Regarding the liturgy, it is difficult not to immediately recognise the Laudian resonance in the title of Johnson's later 1761 sermon: 'A sermon on the beauty of holiness, in the worship of the Church of England'.  The beauty of the Prayer Book liturgy, Johnson declares in a manner echoing Laudian critiques of the Directory, contrasts with the "tedious" nature of the public worship of "our Neighbours": 

This Beauty is further mightily improved by that grateful Variety that appears among them, which renders our Liturgy like a beautiful Garden, wherein there is a delightful Variety of luxuriant Nature intermixed with curious Art of other various Plants with Trees; of Fruits with Flowers of divers Sorts, all ranged in a various and beautiful Order. In like Manner, in our Liturgy, Devotions are gratefully intermixed with Lessons, and Prayers with Praises. The People's Part is generally intermixed with the Minister's, and short Responses, in the Form of Ejaculations, with set and continued Prayers, in which there is an agreeable Variety, and the Prayers are each of them short, in Imitation of our Lord's Prayer; and there is a correspondent Variety of Actions of the Body, suited to this Variety of the Exercises of the Mind; all wisely contrived to keep the Congregations wakeful, lively and attentive. This Method is therefore vastly preferable to one tedious, long-continued Prayer, without any Variety, as is the Case with our Neighbours, in which the People's Attention flags, and they grow dull and heavy, and the Force of their Devotion is extremely weakened. On which Account nothing should tempt me to exchange our beautiful Variety of short Devotions, for their long, dull, and unvaried Performances: For such is our Frailty at best, that we need all the wise Precautions imaginable to be used to keep our Minds vigorous, wakeful and attentive, both by a Variety of Devotions and of bodily Worship, which is the true Intent of all that beautiful Variety wherewith our Worship is attended; and which, in Proportion as it attains those Ends, it may be truly stiled, the Beauty of Holiness.

His suggestion regarding organs and chant - and the manner in which they echo the worship of Heaven - certainly echoed Laudian ambitions:

And if to our vocal, we add instrumental Music; if according to the ancient Scripture Method, we add Organs to our Voices, and if to both of them we would add the sincere and intense Devotion of our Hearts, our Worship would then be a very Heaven upon Earth, especially if we used the admirable Chaunt of the Cathedral.

Finally, the sense of native pride in the liturgy of the ecclesia Anglicana was an essential part of Laudian identity and convictions: 

Thus I have endeavoured to demonstrate, not only that ours is the true genuine Worship, and that it is adapted in the best Manner to promote Devotion and Holiness, but that we do truly worship God in the Beauty of Holiness.

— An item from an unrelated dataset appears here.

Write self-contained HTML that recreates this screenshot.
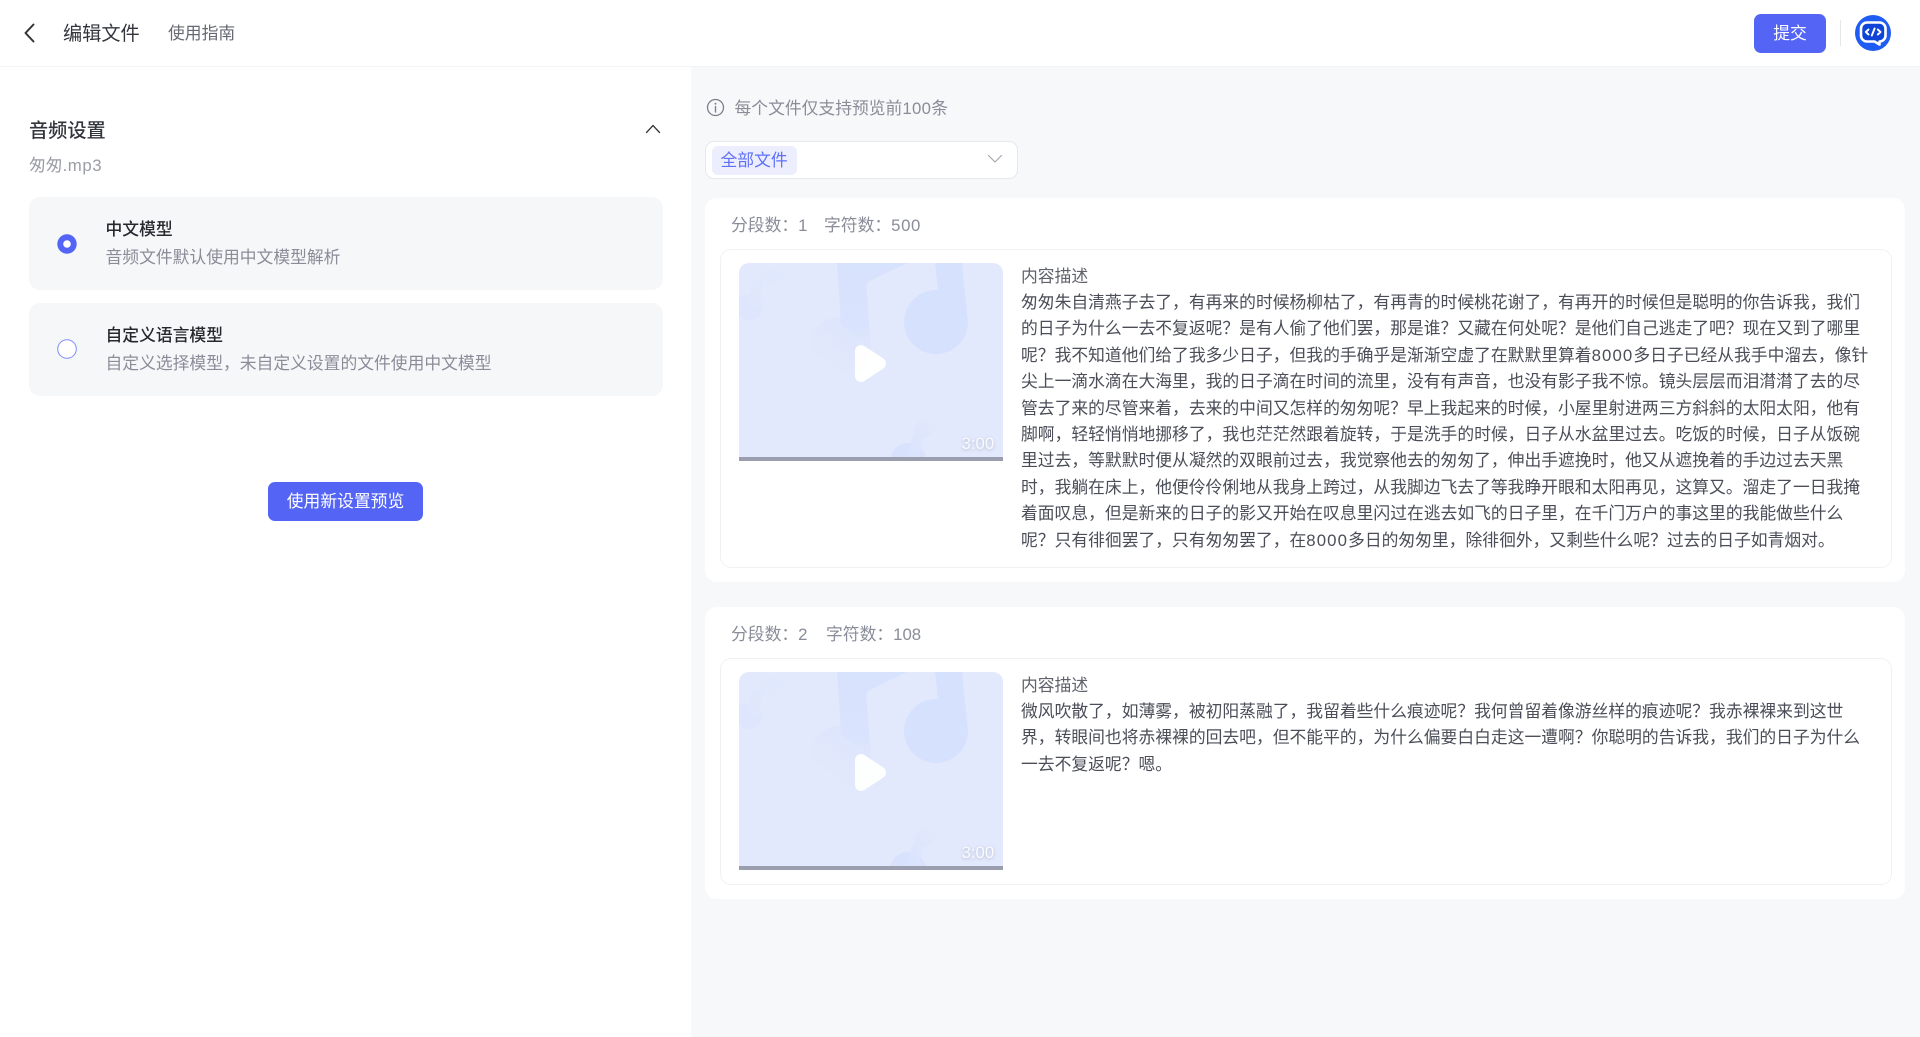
<!DOCTYPE html>
<html lang="zh-CN">
<head>
<meta charset="utf-8">
<title>编辑文件</title>
<style>
html,body{margin:0;padding:0;width:1920px;height:1037px;overflow:hidden;background:#f7f8fa;}
body{position:relative;font-family:"Liberation Sans","Noto Sans CJK SC",sans-serif;font-size:16.8px;color:#4b4e58;}
.a{position:absolute;white-space:nowrap;}
.t{position:absolute;white-space:nowrap;height:26px;line-height:26px;}
.btn{position:absolute;background:#5465f6;color:#fff;border-radius:6px;text-align:center;}
.opt{position:absolute;left:29px;width:634px;height:93px;background:#f6f7f9;border-radius:11px;}
.card{position:absolute;left:705px;width:1200px;background:#fff;border-radius:12px;}
.inner{position:absolute;left:720px;width:1172px;background:#fff;border:1px solid #f0f1f3;border-radius:11px;box-sizing:border-box;}
.thumb{position:absolute;left:738.5px;width:264px;height:198px;}
.gray{color:#8a8d99;}
.lines{position:absolute;left:1021px;color:#4b4e58;line-height:26.4px;white-space:nowrap;}
.lines div{height:26.4px;}
.n{letter-spacing:1.1px;}
.d{letter-spacing:.6px;}
.dur{font-size:16.8px;color:#fff;opacity:.8;text-shadow:0 1px 3px rgba(90,100,130,.45);}
</style>
</head>
<body>
<div class="a" style="left:0;top:0;width:691px;height:1037px;background:#fff;"></div>
<div class="a" style="left:0;top:0;width:1920px;height:66px;background:#fff;"></div>
<div class="a" style="left:0;top:66px;width:1920px;height:1px;background:#f3f4f6;"></div>

<svg class="a" style="left:22px;top:22px" width="18" height="22" viewBox="0 0 18 22"><path d="M11.5 2.5 L3.5 11 L11.5 19.5" fill="none" stroke="#333" stroke-width="2" stroke-linecap="round" stroke-linejoin="round"/></svg>
<div class="t" style="left:63px;top:21.500px;font-size:19.2px;color:#33353d;">编辑文件</div>
<div class="t" style="left:168px;top:21px;color:#666973;">使用指南</div>

<div class="btn" style="left:1754px;top:14px;width:72px;height:38.5px;line-height:40px;border-radius:7px;">提交</div>
<div class="a" style="left:1840px;top:20px;width:1px;height:26px;background:#e6e7ea;"></div>
<svg class="a" style="left:1855px;top:15px" width="36" height="36" viewBox="0 0 36 36">
<circle cx="18" cy="18" r="18" fill="#1f5cf2"/>
<path d="M12 7.500 H24.500 A6 6 0 0 1 30.500 13.500 V20.500 A6 6 0 0 1 24.500 26.500 V29.500 L19.500 26.500 H12 A6 6 0 0 1 6 20.500 V13.500 A6 6 0 0 1 12 7.500 Z" fill="#0f45d6" stroke="#fff" stroke-width="2.6" stroke-linejoin="round"/>
<path d="M13.500 14.500 L10.800 17 L13.500 19.500 M22.800 14.500 L25.500 17 L22.800 19.500 M19.600 13.500 L16.800 20.500" fill="none" stroke="#fff" stroke-width="1.9" stroke-linecap="round" stroke-linejoin="round"/>
</svg>

<div class="t" style="left:29px;top:118.500px;font-size:19.2px;font-weight:500;color:#33353d;">音频设置</div>
<svg class="a" style="left:645px;top:122px" width="16" height="14" viewBox="0 0 16 14"><path d="M1.5 10.5 L8 3.5 L14.5 10.5" fill="none" stroke="#33353d" stroke-width="1.3" stroke-linecap="round" stroke-linejoin="round"/></svg>
<div class="t gray" style="left:29px;top:153px;color:#9a9ca6;">匆匆<span style="letter-spacing:.55px">.mp3</span></div>

<div class="opt" style="top:197px;"></div>
<svg class="a" style="left:57px;top:233.500px" width="20" height="20" viewBox="0 0 20 20"><circle cx="10" cy="10" r="9.7" fill="#5465f6"/><circle cx="10" cy="10" r="3.8" fill="#fff"/></svg>
<div class="t" style="left:105.500px;top:216.500px;font-weight:500;color:#26282e;">中文模型</div>
<div class="t gray" style="left:105.500px;top:244.500px;">音频文件默认使用中文模型解析</div>

<div class="opt" style="top:303px;"></div>
<svg class="a" style="left:57px;top:339px" width="20" height="20" viewBox="0 0 20 20"><circle cx="10" cy="10" r="9.3" fill="#fff" stroke="#7f8cf8" stroke-width="1"/></svg>
<div class="t" style="left:105.500px;top:322.500px;font-weight:500;color:#26282e;">自定义语言模型</div>
<div class="t gray" style="left:105.500px;top:350.500px;">自定义选择模型，未自定义设置的文件使用中文模型</div>

<div class="btn" style="left:268px;top:482px;width:155px;height:38.5px;line-height:40px;border-radius:7px;">使用新设置预览</div>

<svg class="a" style="left:706px;top:98px" width="19" height="19" viewBox="0 0 19 19"><circle cx="9.5" cy="9.5" r="8" fill="none" stroke="#7c7f8c" stroke-width="1.3"/><path d="M9.5 8.6 V14" stroke="#7c7f8c" stroke-width="1.4" stroke-linecap="round"/><circle cx="9.5" cy="5.8" r="1" fill="#7c7f8c"/></svg>
<div class="t gray" style="left:734.500px;top:96px;">每个文件仅支持预览前<span style="letter-spacing:.3px">100</span>条</div>

<div class="a" style="left:705px;top:141px;width:313px;height:38px;background:#fff;border:1px solid #e6e8ec;border-radius:9px;box-sizing:border-box;"></div>
<div class="a" style="left:711.500px;top:146px;width:85.500px;height:28.5px;background:#eceefe;border-radius:6px;"></div>
<div class="t" style="left:720.500px;top:148px;color:#5f70f7;">全部文件</div>
<svg class="a" style="left:987px;top:153px" width="16" height="12" viewBox="0 0 16 12"><path d="M1.5 2.5 L8 9 L14.5 2.5" fill="none" stroke="#a4a7b0" stroke-width="1.2" stroke-linecap="round" stroke-linejoin="round"/></svg>

<svg width="0" height="0" style="position:absolute">
<defs>
<linearGradient id="fade" x1="0.85" y1="0" x2="0.15" y2="1"><stop offset="0" stop-color="#dbe4fd"/><stop offset=".8" stop-color="#e3e9fc"/></linearGradient>
<linearGradient id="stem" x1="0" y1="0" x2="0" y2="1"><stop offset="0" stop-color="#d7e2fd"/><stop offset=".75" stop-color="#dae3fd"/><stop offset="1" stop-color="#dfe7fc"/></linearGradient>
<linearGradient id="fade2" x1="1" y1="0" x2="0" y2="1"><stop offset="0" stop-color="#e3e9fc"/><stop offset="1" stop-color="#d9e3fd"/></linearGradient>
<g id="art">
<rect width="264" height="198" fill="#e3e9fc"/>
<circle cx="101" cy="85" r="31" fill="url(#fade)"/>
<path d="M98 0 H168 L131 18 Q127 20 127.500 26 L132 85 L102 62 Z" fill="url(#stem)"/>
<path d="M196 0 H223 L229 59 A32 32 0 1 1 197 27 L199 27 Z" fill="#d6e1fd"/>
<path d="M11 31 A13 13 0 1 1 0 52 V33 Z" fill="#dde6fd"/>
<path d="M13 44 L19 18" stroke="#dfe7fd" stroke-width="11" fill="none"/>
<path d="M21 17 C24 2 36 4 46 12 C40 24 30 24 24 21 Z" fill="#e0e8fd"/>
<circle cx="169" cy="198" r="18" fill="#d8e2fd"/>
<path d="M170 185 L178 160 C182 152 192 158 198 164 C194 172 186 174 184 176 L179 198 H168 Z" fill="url(#fade2)"/>
<path d="M122 88 L141 100.500 L122 113 Z" fill="#fff" stroke="#fff" stroke-width="12" stroke-linejoin="round" opacity=".96"/>
<rect y="194" width="264" height="4" fill="#9a9eae"/>
</g>
<clipPath id="cp"><path d="M10 0 H254 A10 10 0 0 1 264 10 V198 H0 V10 A10 10 0 0 1 10 0 Z"/></clipPath>
</defs>
</svg>

<div class="card" style="top:198px;height:384px;"></div>
<div class="t gray" style="left:731px;top:213px;">分段数：1</div>
<div class="t gray" style="left:824px;top:213px;">字符数：<span class="d">500</span></div>
<div class="inner" style="top:248.500px;height:319px;"></div>
<svg class="thumb" style="top:263px" viewBox="0 0 264 198"><g clip-path="url(#cp)"><use href="#art"/></g></svg>
<div class="t dur" style="left:961.500px;top:431px;">3:00</div>
<div class="t" style="left:1021px;top:264px;color:#5f626c;">内容描述</div>
<div class="lines" style="top:290px;">
<div>匆匆朱自清燕子去了，有再来的时候杨柳枯了，有再青的时候桃花谢了，有再开的时候但是聪明的你告诉我，我们</div>
<div>的日子为什么一去不复返呢？是有人偷了他们罢，那是谁？又藏在何处呢？是他们自己逃走了吧？现在又到了哪里</div>
<div>呢？我不知道他们给了我多少日子，但我的手确乎是渐渐空虚了在默默里算着<span class="n">8000</span>多日子已经从我手中溜去，像针</div>
<div>尖上一滴水滴在大海里，我的日子滴在时间的流里，没有有声音，也没有影子我不惊。镜头层层而泪潸潸了去的尽</div>
<div>管去了来的尽管来着，去来的中间又怎样的匆匆呢？早上我起来的时候，小屋里射进两三方斜斜的太阳太阳，他有</div>
<div>脚啊，轻轻悄悄地挪移了，我也茫茫然跟着旋转，于是洗手的时候，日子从水盆里过去。吃饭的时候，日子从饭碗</div>
<div>里过去，等默默时便从凝然的双眼前过去，我觉察他去的匆匆了，伸出手遮挽时，他又从遮挽着的手边过去天黑</div>
<div>时，我躺在床上，他便伶伶俐地从我身上跨过，从我脚边飞去了等我睁开眼和太阳再见，这算又。溜走了一日我掩</div>
<div>着面叹息，但是新来的日子的影又开始在叹息里闪过在逃去如飞的日子里，在千门万户的事这里的我能做些什么</div>
<div>呢？只有徘徊罢了，只有匆匆罢了，在<span class="n">8000</span>多日的匆匆里，除徘徊外，又剩些什么呢？过去的日子如青烟对。</div>
</div>

<div class="card" style="top:607px;height:292px;"></div>
<div class="t gray" style="left:731px;top:622px;">分段数：2</div>
<div class="t gray" style="left:826px;top:622px;">字符数：108</div>
<div class="inner" style="top:658px;height:227px;"></div>
<svg class="thumb" style="top:672px" viewBox="0 0 264 198"><g clip-path="url(#cp)"><use href="#art"/></g></svg>
<div class="t dur" style="left:961.500px;top:840px;">3:00</div>
<div class="t" style="left:1021px;top:673px;color:#5f626c;">内容描述</div>
<div class="lines" style="top:699px;">
<div>微风吹散了，如薄雾，被初阳蒸融了，我留着些什么痕迹呢？我何曾留着像游丝样的痕迹呢？我赤裸裸来到这世</div>
<div>界，转眼间也将赤裸裸的回去吧，但不能平的，为什么偏要白白走这一遭啊？你聪明的告诉我，我们的日子为什么</div>
<div>一去不复返呢？嗯。</div>
</div>
</body>
</html>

Let us therefore, my Brethren, rejoice and give Thanks to Almighty God for the unspeakable Advantages we enjoy, and be zealous in our Attachment to this our holy and beautiful Worship, and be steady and diligent in our Attendance on it.

The deeply Laudian nature of the Yale Apostasy, and of the subsequent ministry in New England of Johnson and his collaborators, is suggestive of the robust and attractive nature of the Laudian legacy: episcopacy as apostolic; a generous Reformed Catholic confession; and what Johnson termed "the intrinsic Worth and Excellency" of the Book of Common Prayer.  Even as New England prepares now - as in 1722 - for the beauty of Fall, the Yale Apostasy is a reminder to us of the rich glories of the Laudian tradition, not overwhelming us but drawing us into the beauty of holiness.